• GIVEN DATA:
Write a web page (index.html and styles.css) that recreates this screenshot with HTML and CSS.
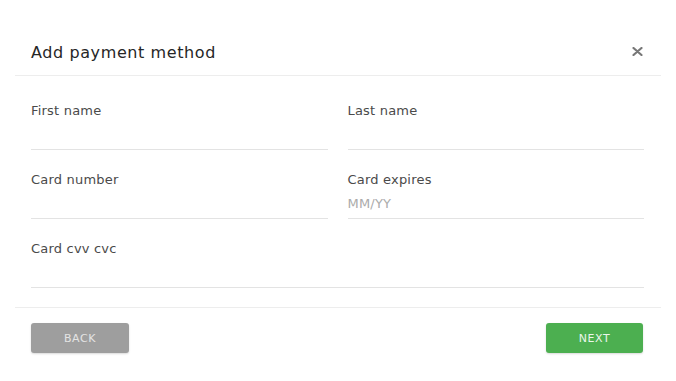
FILE: index.html
```
<!DOCTYPE html>
<html lang="en">
<head>
    <meta charset="UTF-8">
    <meta name="viewport" content="width=device-width, initial-scale=1.0">
    <title>Add payment method</title>
    <link rel="stylesheet" href="styles.css">
</head>
<body>
    <div class="dialog">
        <div class="dialog-header">
            <h1 class="dialog-title">Add payment method</h1>
            <button class="close-btn" aria-label="Close">
                <svg width="11" height="9" viewBox="0 0 11 9">
                    <path d="M1.5 1 L9.5 8 M9.5 1 L1.5 8" stroke="#777" stroke-width="2.2" stroke-linecap="round"/>
                </svg>
            </button>
        </div>

        <div class="dialog-body">
            <div class="field">
                <label class="field-label">First name</label>
                <input class="field-input" type="text">
            </div>
            <div class="field">
                <label class="field-label">Last name</label>
                <input class="field-input" type="text">
            </div>
            <div class="field">
                <label class="field-label">Card number</label>
                <input class="field-input" type="text">
            </div>
            <div class="field">
                <label class="field-label">Card expires</label>
                <input class="field-input" type="text" placeholder="MM/YY">
            </div>
            <div class="field field-wide">
                <label class="field-label">Card cvv cvc</label>
                <input class="field-input" type="text">
            </div>
        </div>

        <div class="dialog-footer">
            <button class="btn btn-back">BACK</button>
            <button class="btn btn-next">NEXT</button>
        </div>
    </div>
</body>
</html>
```

FILE: styles.css
```
body {
    margin: 0;
    background: #fff;
    font-family: "DejaVu Sans", "Liberation Sans", sans-serif;
}

.dialog {
    margin: 33px 15px 0 15px;
    background: #fff;
}

.dialog-header {
    height: 42px;
    display: flex;
    align-items: center;
    justify-content: space-between;
    padding: 0 18px 0 16px;
    border-bottom: 1px solid #ededed;
}

.dialog-title {
    margin: -3px 0 0 0;
    font-size: 16px;
    font-weight: normal;
    letter-spacing: 0.6px;
    color: #262626;
}

.close-btn {
    border: none;
    background: none;
    padding: 0;
    margin-top: -6px;
    display: flex;
    cursor: pointer;
}

.dialog-body {
    display: grid;
    grid-template-columns: 1fr 1fr;
    column-gap: 20px;
    row-gap: 22px;
    padding: 27px 17px 19px 16px;
    border-bottom: 1px solid #ededed;
}

.field {
    display: flex;
    flex-direction: column;
}

.field-wide {
    grid-column: 1 / span 2;
}

.field-label {
    font-size: 13px;
    line-height: 16px;
    letter-spacing: 0.2px;
    color: #4a4a4a;
}

.field-input {
    height: 30px;
    box-sizing: content-box;
    padding: 0;
    border: none;
    border-bottom: 1px solid #e3e3e3;
    outline: none;
    font-family: inherit;
    font-size: 13px;
    letter-spacing: 0.2px;
    color: #333;
    background: transparent;
}

.field-input::placeholder {
    color: #ababab;
}

.dialog-footer {
    display: flex;
    justify-content: space-between;
    padding: 15px 18px 14px 16px;
}

.btn {
    width: 98px;
    height: 30px;
    border: none;
    border-radius: 3px;
    font-family: inherit;
    font-size: 11px;
    letter-spacing: 0.6px;
    cursor: pointer;
    box-shadow: 0 1px 2px rgba(0, 0, 0, 0.15);
}

.btn-back {
    background: #9e9e9e;
    color: #e4e4e4;
}

.btn-next {
    width: 97px;
    background: #4caf50;
    color: #eaf6ea;
}
```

• PROBLEM DETAILS:
Quote the full listing above word for word; exclude every picture from the copy.

• WRITTEN RESPONSE:
Write a web page (index.html and styles.css) that recreates this screenshot with HTML and CSS.
FILE: index.html
```
<!DOCTYPE html>
<html lang="en">
<head>
    <meta charset="UTF-8">
    <meta name="viewport" content="width=device-width, initial-scale=1.0">
    <title>Add payment method</title>
    <link rel="stylesheet" href="styles.css">
</head>
<body>
    <div class="dialog">
        <div class="dialog-header">
            <h1 class="dialog-title">Add payment method</h1>
            <button class="close-btn" aria-label="Close">
                <svg width="11" height="9" viewBox="0 0 11 9">
                    <path d="M1.5 1 L9.5 8 M9.5 1 L1.5 8" stroke="#777" stroke-width="2.2" stroke-linecap="round"/>
                </svg>
            </button>
        </div>

        <div class="dialog-body">
            <div class="field">
                <label class="field-label">First name</label>
                <input class="field-input" type="text">
            </div>
            <div class="field">
                <label class="field-label">Last name</label>
                <input class="field-input" type="text">
            </div>
            <div class="field">
                <label class="field-label">Card number</label>
                <input class="field-input" type="text">
            </div>
            <div class="field">
                <label class="field-label">Card expires</label>
                <input class="field-input" type="text" placeholder="MM/YY">
            </div>
            <div class="field field-wide">
                <label class="field-label">Card cvv cvc</label>
                <input class="field-input" type="text">
            </div>
        </div>

        <div class="dialog-footer">
            <button class="btn btn-back">BACK</button>
            <button class="btn btn-next">NEXT</button>
        </div>
    </div>
</body>
</html>
```

FILE: styles.css
```
body {
    margin: 0;
    background: #fff;
    font-family: "DejaVu Sans", "Liberation Sans", sans-serif;
}

.dialog {
    margin: 33px 15px 0 15px;
    background: #fff;
}

.dialog-header {
    height: 42px;
    display: flex;
    align-items: center;
    justify-content: space-between;
    padding: 0 18px 0 16px;
    border-bottom: 1px solid #ededed;
}

.dialog-title {
    margin: -3px 0 0 0;
    font-size: 16px;
    font-weight: normal;
    letter-spacing: 0.6px;
    color: #262626;
}

.close-btn {
    border: none;
    background: none;
    padding: 0;
    margin-top: -6px;
    display: flex;
    cursor: pointer;
}

.dialog-body {
    display: grid;
    grid-template-columns: 1fr 1fr;
    column-gap: 20px;
    row-gap: 22px;
    padding: 27px 17px 19px 16px;
    border-bottom: 1px solid #ededed;
}

.field {
    display: flex;
    flex-direction: column;
}

.field-wide {
    grid-column: 1 / span 2;
}

.field-label {
    font-size: 13px;
    line-height: 16px;
    letter-spacing: 0.2px;
    color: #4a4a4a;
}

.field-input {
    height: 30px;
    box-sizing: content-box;
    padding: 0;
    border: none;
    border-bottom: 1px solid #e3e3e3;
    outline: none;
    font-family: inherit;
    font-size: 13px;
    letter-spacing: 0.2px;
    color: #333;
    background: transparent;
}

.field-input::placeholder {
    color: #ababab;
}

.dialog-footer {
    display: flex;
    justify-content: space-between;
    padding: 15px 18px 14px 16px;
}

.btn {
    width: 98px;
    height: 30px;
    border: none;
    border-radius: 3px;
    font-family: inherit;
    font-size: 11px;
    letter-spacing: 0.6px;
    cursor: pointer;
    box-shadow: 0 1px 2px rgba(0, 0, 0, 0.15);
}

.btn-back {
    background: #9e9e9e;
    color: #e4e4e4;
}

.btn-next {
    width: 97px;
    background: #4caf50;
    color: #eaf6ea;
}
```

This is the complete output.